President Felipe Calderon has relied heavily on the military in his frontal attack on drug trafficking, deploying more than 45,000 troops across the country to crush brutal cartels.

The offensive has led to the capture of several drug kingpins, and last month, federal agents took the battle to an unprecedented level with the arrest of 10 mayors in western Michoacan state on suspicion of protecting La Familia cartel.

Few high-profile arrests so far
So far, however, few high-profile arrests have taken place in Ciudad Juarez, even though it had about 1,600 drug-related killings last year, more than any other Mexican city. Through mid-June of this year, there have been 800 killings in the city of about 1.3 million people.

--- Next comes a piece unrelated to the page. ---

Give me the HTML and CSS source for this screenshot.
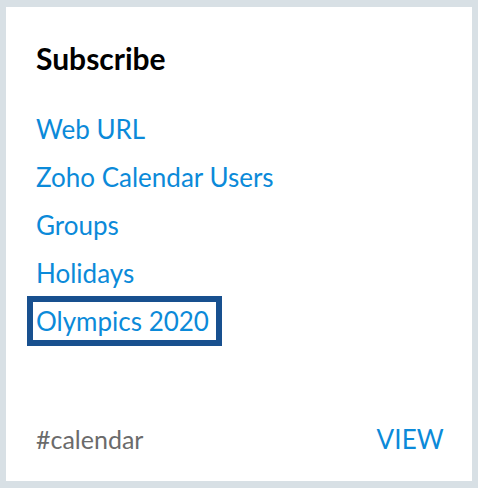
FILE: index.html
```html
<!DOCTYPE html>
<html>
<head>
<meta charset="utf-8">
<link rel="stylesheet" href="styles.css">
</head>
<body>
<div class="card">
  <h2 class="title">Subscribe</h2>
  <ul class="links">
    <li><a class="link">Web URL</a></li>
    <li><a class="link">Zoho Calendar Users</a></li>
    <li><a class="link">Groups</a></li>
    <li><a class="link">Holidays</a></li>
    <li><a class="link focused">Olympics 2020</a></li>
  </ul>
  <div class="footer">
    <span class="tag">#calendar</span>
    <a class="view">VIEW</a>
  </div>
</div>
</body>
</html>
```
FILE: styles.css
```css
html, body {
  margin: 0;
  padding: 0;
  background: #d8e0e5;
}
body {
  padding: 7px 6px;
  font-family: Lato, "Open Sans", sans-serif;
}
.card {
  width: 466px;
  height: 474px;
  box-sizing: border-box;
  background: #fff;
  padding: 34px 30px 0 30px;
  display: flex;
  flex-direction: column;
}
.title {
  margin: 0;
  font-size: 30px;
  font-weight: 700;
  line-height: 34px;
  color: #000;
}
.links {
  list-style: none;
  margin: 38px 0 0 0;
  padding: 0;
  display: flex;
  flex-direction: column;
  gap: 16px;
}
.link {
  display: inline-block;
  font-size: 26px;
  line-height: 32px;
  color: #0b8ad9;
}
.focused {
  outline: 6px solid #18508f;
  outline-offset: 3px;
  padding: 0 4px 0 0;
}
.footer {
  margin-top: auto;
  margin-bottom: 26px;
  display: flex;
  justify-content: space-between;
  align-items: baseline;
  font-size: 25px;
  line-height: 32px;
}
.tag {
  color: #6b6b6b;
}
.view {
  color: #0b8ad9;
  font-size: 26px;
  letter-spacing: 0.2px;
  margin-right: -2px;
}
```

Nationwide, more than 10,800 people have been killed in drug violence since Calderon launched his offensive in December 2006.

With the deployment Saturday, 5,500 troops are now in Ciudad Juarez with another 1,300 patrolling surrounding areas.

Local, state and federal forces will step up patrols in the most dangerous parts of the city and increase checks of suspicious vehicles, Chihuahua state Public Safety Secretary Victor Valencia said last week.

Local police have been working alongside the army, which is scheduled to begin withdrawing later this year.

The federal government is recruiting, equipping and training Ciudad Juarez police with the goal of bringing the force to about 2,500 by September and 3,000 by the end of the year.

But the force, which currently numbers 1,200 officers, has lost people faster than it can replace them. More than 900 agents were fired, resigned or retired last year.

Some were dismissed after failing psychological, background and other checks as part of a campaign to clean up the department. But others quit after watching colleagues gunned down by drug gangs or seeing their names turn up on hit lists left in public.